··· Raw data

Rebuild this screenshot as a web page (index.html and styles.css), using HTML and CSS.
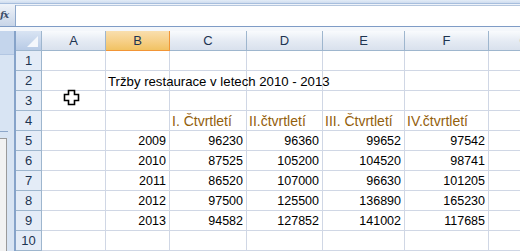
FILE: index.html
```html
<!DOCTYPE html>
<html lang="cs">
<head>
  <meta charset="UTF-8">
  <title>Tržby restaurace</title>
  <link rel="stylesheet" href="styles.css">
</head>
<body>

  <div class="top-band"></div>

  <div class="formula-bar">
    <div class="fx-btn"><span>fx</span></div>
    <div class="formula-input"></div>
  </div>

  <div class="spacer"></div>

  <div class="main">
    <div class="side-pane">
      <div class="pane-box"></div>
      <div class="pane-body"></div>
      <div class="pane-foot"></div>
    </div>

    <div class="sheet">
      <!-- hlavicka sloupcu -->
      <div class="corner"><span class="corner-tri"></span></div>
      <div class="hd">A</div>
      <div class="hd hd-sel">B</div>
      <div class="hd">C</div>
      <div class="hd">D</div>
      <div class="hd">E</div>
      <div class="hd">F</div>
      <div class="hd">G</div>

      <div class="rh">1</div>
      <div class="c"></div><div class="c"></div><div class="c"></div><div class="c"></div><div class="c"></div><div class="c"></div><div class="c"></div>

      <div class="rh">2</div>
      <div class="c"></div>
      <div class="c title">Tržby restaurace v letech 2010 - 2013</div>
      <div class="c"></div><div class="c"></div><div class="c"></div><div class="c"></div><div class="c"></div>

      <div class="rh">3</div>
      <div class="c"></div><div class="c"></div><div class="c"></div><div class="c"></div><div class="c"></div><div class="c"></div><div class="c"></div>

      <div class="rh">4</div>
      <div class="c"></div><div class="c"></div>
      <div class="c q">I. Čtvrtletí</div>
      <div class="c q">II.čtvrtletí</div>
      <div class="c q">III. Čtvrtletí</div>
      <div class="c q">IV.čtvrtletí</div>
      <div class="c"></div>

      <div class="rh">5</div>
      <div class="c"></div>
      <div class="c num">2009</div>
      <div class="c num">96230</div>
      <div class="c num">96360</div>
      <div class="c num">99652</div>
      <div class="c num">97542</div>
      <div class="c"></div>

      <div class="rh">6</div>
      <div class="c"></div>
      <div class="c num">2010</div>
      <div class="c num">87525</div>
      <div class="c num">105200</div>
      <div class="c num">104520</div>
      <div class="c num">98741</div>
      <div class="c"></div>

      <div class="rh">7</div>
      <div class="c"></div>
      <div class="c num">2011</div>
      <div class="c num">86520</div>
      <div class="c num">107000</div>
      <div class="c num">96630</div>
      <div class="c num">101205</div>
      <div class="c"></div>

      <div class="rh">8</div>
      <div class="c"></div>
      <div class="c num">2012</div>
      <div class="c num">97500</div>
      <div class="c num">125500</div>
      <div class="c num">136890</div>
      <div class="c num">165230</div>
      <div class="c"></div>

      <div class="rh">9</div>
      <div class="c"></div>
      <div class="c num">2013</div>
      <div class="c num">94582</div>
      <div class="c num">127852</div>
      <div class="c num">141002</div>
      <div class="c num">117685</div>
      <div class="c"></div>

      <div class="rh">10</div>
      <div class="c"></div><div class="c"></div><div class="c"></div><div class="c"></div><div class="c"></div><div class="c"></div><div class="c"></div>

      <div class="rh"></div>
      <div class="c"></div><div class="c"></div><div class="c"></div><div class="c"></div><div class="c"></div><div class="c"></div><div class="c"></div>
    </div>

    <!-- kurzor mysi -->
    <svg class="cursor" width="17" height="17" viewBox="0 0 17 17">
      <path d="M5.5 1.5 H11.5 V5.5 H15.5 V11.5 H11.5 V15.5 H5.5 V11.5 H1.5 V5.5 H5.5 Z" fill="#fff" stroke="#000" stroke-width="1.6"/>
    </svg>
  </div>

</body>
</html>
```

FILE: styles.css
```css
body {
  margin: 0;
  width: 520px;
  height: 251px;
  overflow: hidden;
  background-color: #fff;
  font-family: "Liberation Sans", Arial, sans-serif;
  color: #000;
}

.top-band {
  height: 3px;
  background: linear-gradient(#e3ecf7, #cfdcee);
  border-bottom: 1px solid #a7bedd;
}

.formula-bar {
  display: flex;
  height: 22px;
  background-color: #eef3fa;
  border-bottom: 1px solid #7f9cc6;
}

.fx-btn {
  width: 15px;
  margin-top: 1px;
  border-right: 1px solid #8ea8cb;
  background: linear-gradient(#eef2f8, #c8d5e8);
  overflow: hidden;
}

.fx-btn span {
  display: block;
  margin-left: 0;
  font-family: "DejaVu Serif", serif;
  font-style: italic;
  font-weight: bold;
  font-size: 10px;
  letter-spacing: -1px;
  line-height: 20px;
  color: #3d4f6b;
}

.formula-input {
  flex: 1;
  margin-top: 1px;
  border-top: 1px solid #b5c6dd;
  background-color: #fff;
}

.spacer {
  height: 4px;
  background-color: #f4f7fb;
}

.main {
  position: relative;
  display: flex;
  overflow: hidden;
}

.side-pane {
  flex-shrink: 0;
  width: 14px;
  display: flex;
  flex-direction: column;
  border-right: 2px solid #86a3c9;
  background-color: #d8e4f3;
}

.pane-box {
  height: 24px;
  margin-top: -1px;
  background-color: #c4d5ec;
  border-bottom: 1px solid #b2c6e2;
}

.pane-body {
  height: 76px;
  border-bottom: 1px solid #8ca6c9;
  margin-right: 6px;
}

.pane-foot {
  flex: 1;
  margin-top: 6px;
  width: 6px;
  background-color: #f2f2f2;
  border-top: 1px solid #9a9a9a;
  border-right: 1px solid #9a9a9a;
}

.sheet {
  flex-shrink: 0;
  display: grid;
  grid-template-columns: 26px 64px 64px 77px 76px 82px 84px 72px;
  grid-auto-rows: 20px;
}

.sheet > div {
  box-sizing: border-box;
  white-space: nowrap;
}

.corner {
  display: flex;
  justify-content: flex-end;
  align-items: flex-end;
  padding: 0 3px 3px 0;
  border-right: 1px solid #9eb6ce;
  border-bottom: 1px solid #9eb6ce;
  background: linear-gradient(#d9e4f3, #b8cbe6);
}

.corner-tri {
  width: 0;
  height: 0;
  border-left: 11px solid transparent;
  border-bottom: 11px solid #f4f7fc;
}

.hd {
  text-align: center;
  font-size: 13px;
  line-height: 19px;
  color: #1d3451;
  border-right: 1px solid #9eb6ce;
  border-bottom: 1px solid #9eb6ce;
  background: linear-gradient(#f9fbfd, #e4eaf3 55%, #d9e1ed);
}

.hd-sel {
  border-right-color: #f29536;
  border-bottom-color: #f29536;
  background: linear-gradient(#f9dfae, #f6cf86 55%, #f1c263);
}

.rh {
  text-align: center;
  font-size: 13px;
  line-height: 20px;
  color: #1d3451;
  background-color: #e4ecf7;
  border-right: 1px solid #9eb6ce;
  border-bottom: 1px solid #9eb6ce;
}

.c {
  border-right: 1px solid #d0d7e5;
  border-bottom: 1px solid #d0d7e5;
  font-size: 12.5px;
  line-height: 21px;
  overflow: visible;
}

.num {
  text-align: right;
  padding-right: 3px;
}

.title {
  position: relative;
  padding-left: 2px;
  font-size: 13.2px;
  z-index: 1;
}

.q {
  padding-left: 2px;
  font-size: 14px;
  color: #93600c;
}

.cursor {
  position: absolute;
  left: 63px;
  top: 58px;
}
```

······
··· Raw data

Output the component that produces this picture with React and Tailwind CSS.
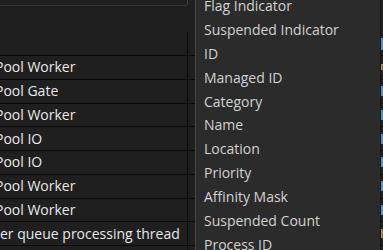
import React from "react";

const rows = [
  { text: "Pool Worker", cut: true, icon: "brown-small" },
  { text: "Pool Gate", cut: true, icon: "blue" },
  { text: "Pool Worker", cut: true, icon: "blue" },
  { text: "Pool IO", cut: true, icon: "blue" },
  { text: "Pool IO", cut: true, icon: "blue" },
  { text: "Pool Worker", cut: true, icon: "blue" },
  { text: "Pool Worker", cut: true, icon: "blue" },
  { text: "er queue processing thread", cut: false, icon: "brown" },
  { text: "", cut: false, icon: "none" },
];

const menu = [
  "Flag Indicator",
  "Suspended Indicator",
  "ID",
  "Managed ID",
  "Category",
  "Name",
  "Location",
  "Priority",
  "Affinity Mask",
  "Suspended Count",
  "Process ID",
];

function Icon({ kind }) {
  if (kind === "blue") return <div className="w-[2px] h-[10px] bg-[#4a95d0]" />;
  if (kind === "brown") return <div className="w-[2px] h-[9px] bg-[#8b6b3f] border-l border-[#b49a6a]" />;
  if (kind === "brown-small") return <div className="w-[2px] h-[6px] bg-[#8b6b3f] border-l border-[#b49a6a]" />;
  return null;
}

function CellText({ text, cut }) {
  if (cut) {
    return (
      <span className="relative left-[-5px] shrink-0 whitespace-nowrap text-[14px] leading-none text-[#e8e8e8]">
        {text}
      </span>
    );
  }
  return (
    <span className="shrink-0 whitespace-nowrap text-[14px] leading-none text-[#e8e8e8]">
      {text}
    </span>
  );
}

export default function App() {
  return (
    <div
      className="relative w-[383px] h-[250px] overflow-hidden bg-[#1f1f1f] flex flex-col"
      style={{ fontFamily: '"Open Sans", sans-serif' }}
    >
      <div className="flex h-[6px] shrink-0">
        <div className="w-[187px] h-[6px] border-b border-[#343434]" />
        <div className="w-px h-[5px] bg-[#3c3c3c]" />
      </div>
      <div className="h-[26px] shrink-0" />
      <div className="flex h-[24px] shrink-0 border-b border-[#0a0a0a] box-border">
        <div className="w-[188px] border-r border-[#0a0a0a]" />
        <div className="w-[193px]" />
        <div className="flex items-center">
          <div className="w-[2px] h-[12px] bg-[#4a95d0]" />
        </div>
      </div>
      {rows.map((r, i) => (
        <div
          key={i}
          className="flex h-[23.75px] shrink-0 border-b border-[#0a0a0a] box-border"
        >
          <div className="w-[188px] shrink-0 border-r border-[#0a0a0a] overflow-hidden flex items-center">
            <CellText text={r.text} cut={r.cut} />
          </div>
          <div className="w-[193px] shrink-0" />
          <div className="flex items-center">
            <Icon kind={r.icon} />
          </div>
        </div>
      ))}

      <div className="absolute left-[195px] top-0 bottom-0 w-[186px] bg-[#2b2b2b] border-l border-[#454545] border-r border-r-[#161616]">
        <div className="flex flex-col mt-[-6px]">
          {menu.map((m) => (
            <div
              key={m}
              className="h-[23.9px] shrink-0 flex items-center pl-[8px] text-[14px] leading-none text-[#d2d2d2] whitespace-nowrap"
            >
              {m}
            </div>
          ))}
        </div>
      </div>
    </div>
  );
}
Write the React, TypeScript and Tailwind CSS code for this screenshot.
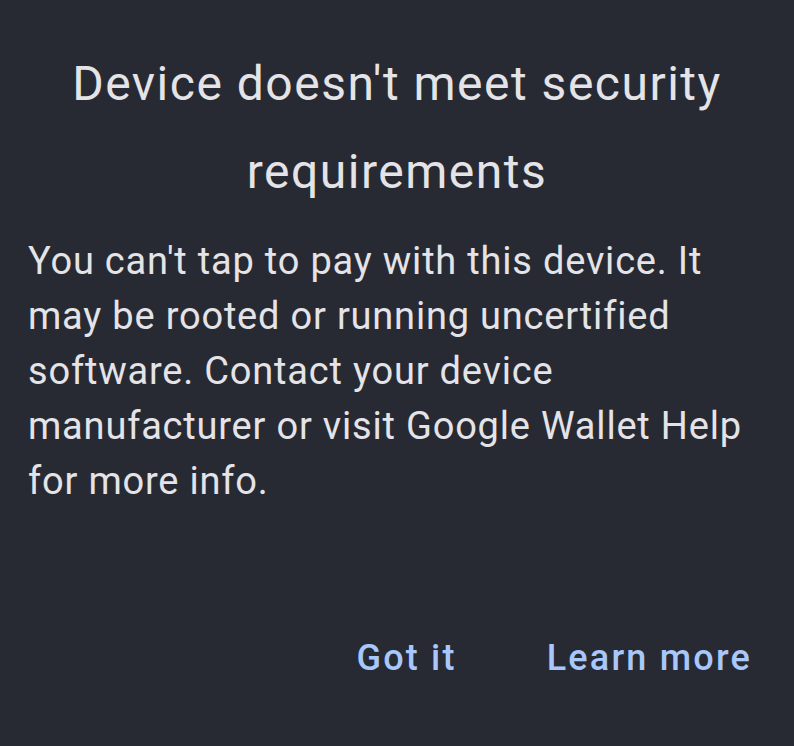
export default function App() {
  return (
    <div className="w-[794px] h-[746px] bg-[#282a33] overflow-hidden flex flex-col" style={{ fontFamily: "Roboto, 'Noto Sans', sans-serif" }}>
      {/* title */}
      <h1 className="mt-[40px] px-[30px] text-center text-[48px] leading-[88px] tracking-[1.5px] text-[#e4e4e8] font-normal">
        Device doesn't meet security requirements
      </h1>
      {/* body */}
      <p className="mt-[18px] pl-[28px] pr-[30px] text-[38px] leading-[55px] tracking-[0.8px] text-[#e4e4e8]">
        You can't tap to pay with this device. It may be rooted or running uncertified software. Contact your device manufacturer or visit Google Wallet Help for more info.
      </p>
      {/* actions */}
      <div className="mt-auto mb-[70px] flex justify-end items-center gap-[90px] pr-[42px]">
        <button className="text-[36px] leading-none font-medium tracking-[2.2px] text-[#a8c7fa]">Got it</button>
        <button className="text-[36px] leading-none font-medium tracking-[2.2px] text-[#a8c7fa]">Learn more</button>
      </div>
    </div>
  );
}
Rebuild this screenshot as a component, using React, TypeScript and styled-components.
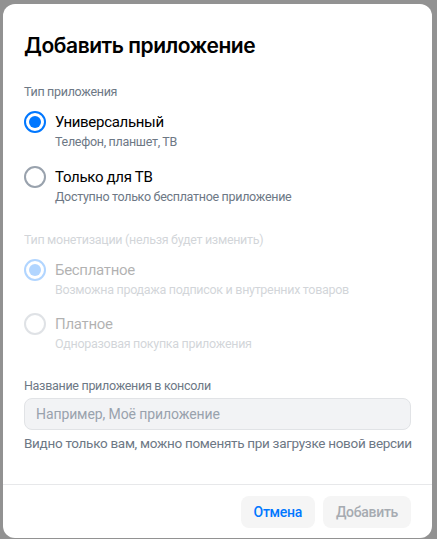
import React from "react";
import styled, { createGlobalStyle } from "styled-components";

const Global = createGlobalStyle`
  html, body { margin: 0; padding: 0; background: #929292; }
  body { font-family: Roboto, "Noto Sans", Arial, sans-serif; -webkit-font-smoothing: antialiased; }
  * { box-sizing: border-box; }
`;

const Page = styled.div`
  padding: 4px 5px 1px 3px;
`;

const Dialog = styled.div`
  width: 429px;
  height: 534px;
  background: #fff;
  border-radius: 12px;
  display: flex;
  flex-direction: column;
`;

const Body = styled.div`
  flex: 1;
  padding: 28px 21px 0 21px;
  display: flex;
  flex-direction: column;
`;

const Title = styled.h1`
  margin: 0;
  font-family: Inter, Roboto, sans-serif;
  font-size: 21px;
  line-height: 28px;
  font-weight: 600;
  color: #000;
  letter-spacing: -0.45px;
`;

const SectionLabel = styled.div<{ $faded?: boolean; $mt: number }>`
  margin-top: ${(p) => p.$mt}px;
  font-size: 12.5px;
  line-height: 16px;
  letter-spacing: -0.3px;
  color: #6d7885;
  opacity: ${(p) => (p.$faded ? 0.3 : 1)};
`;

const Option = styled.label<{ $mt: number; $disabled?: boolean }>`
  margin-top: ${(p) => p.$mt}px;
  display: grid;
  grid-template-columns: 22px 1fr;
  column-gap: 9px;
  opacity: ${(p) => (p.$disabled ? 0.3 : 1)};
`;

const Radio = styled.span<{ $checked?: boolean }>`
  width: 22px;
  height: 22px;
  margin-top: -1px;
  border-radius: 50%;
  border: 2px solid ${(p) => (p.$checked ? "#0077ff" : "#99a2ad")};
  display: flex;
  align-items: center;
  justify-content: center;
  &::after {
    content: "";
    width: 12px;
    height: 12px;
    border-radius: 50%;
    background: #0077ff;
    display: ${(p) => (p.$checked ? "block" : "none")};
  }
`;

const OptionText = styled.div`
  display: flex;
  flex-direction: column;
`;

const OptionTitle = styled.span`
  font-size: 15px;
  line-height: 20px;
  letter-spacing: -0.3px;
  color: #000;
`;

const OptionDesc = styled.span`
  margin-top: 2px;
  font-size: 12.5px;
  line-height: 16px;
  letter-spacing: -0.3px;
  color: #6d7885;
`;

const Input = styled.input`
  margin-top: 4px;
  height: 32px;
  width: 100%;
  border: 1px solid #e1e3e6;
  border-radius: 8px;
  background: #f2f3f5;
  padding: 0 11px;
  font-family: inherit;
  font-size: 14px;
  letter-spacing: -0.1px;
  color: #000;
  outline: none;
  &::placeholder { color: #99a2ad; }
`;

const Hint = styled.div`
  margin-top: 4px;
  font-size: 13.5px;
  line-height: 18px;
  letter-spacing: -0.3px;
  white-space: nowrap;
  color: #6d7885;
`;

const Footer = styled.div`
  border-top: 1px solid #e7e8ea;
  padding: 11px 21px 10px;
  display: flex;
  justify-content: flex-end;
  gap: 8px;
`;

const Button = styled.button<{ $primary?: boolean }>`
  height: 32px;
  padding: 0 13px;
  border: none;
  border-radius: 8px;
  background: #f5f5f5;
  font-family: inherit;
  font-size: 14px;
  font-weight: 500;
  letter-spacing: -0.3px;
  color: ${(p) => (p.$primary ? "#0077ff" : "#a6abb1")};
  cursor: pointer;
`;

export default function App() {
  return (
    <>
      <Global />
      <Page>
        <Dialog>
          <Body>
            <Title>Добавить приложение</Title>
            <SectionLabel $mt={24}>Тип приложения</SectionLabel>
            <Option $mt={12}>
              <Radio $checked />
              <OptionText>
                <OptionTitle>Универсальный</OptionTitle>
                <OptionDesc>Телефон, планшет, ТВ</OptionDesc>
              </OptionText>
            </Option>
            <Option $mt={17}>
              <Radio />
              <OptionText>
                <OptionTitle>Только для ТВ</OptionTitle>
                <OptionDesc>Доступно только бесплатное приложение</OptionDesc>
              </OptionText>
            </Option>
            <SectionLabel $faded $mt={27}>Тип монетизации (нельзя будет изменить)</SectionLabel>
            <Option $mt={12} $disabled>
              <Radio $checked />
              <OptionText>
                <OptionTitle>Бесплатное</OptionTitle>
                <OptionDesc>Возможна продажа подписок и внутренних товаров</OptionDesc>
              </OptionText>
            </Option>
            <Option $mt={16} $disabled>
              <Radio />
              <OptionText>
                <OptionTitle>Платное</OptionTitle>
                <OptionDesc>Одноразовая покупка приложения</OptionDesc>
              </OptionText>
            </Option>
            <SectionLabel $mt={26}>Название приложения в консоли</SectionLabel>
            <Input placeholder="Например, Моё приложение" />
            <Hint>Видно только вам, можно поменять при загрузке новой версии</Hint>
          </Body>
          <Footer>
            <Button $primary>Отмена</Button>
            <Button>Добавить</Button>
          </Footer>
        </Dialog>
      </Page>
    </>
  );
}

······

** Your instructions **
Copy every line that includes the string "Tailwind" from the material above.

** Written solution **
Output the component that produces this picture with React and Tailwind CSS.
Write the React, TypeScript and Tailwind CSS code for this screenshot.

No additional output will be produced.